If you are going to invest in a new SAN make sure to ditch spinning
rust, it's the biggest breakthrough in storage since a while and it's a
factor of a *lot*.

The price doesn't break the bank either, the Dell EQL 6110 was out of
warranty, retail value around $3500 us. The 18 Intel S3500 SSDs were
about 11k euro (16 + 2 spare). In raid 6 that's a good 10TB of storage.
It's a shame that SAN HQ keeps emailing us once a day that the drives
are not original :wink:

With that sheer amount of space it's going to take a while before it
ever breaks (wears out). It'll be out of service long before then.

Also, you can max out a single 10G link with about 4-6 recent SSDs, so
smaller cabinets with more uplinks make all the sense. In that respect
the newer cabinets (Dell EQL PS6210) with 24 drives and just 2 10Ge
uplinks are a bit odd. Still, it's nice to do 300-400MB/s in a VM on a 5
year old ESX on a dime. :slight_smile:

We're pretty much an exclusive Juniper shop, but are not biased in any
way -- best tool for the job is what I've been tasked with to find.

Keeping that in mind, how would something like a EX4550 fare in the
role? Are there better devices in the same price range?

If the switches work for you and you are comfortable with them I'd count
that as a better argument.

Only budget switches are likely to cause you real grief here.

Kind regards,

Seth

I am using Brocade VDX 6740 switches that support dcbx. They work very well and have had no issues in nearly two years with them.

Thank you,

Jordan Medlen
Network Engineer
Bisk Education, Inc.

We use IBM / Lenovo switches for such traffic. Very low latency, rear to
front or front to rear airflow models, large buffers, FCoE, OpenFlow
support, great price-performance...

G8124E or G8272 may be the right models, use DAC cables instead of SFP+ if
possible.

Lumir

Unless you need the old VC connections, you might consider the newer EX4600, which is 40x10GbE and 4x40GbE (versus 32x10GbE), at around the same price point. The 40GbE ports are used for stacking, so you don't have to add a VC card.

The newer platforms are going to get better long term software support, as well.

-Randy

We've been using Dell 8024F's for over 2 years now. No problems at all.

If price is a major concern, take a look at the Force10 S2410. They tend to go for under $2k on ebay. Very basic L2 cut-through low-latency switch.

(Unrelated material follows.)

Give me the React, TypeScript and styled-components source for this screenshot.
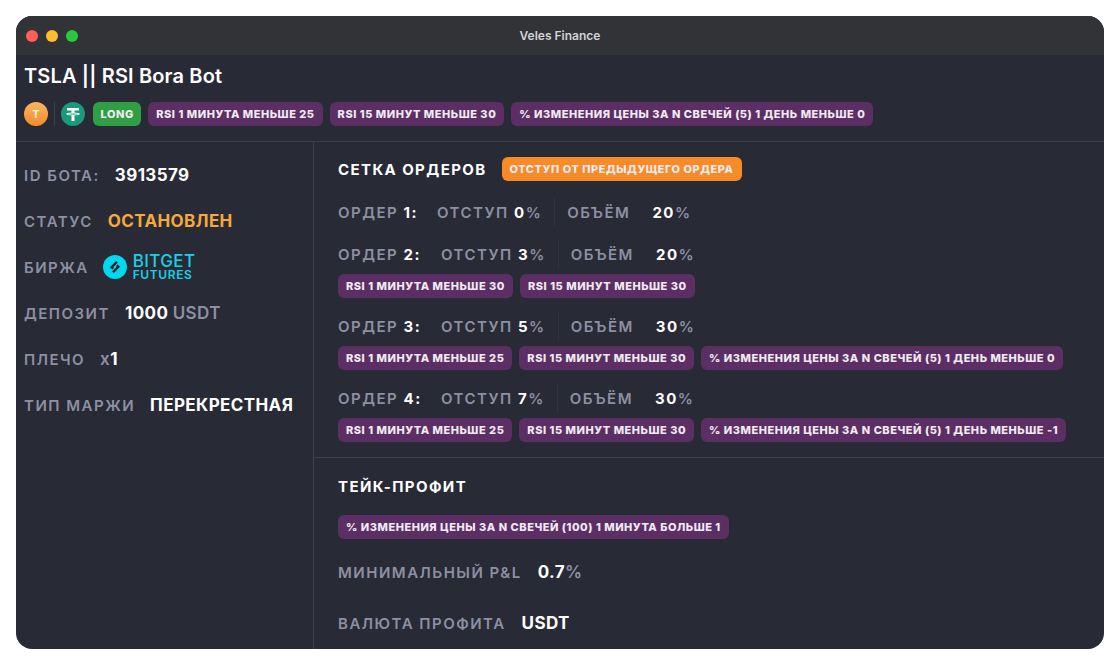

Only drawback is your choice is XFP or CX4 for ports, but if you have server nics with CX4 then you are off the races for very little money.

Whatever switch you use, don't forget to adjust MTU to 9k+.

+1 for SSD based storage, if you are using a vmware environment the newer versions of vsan support all-flash-arrays, worth taking a look at.

Sk.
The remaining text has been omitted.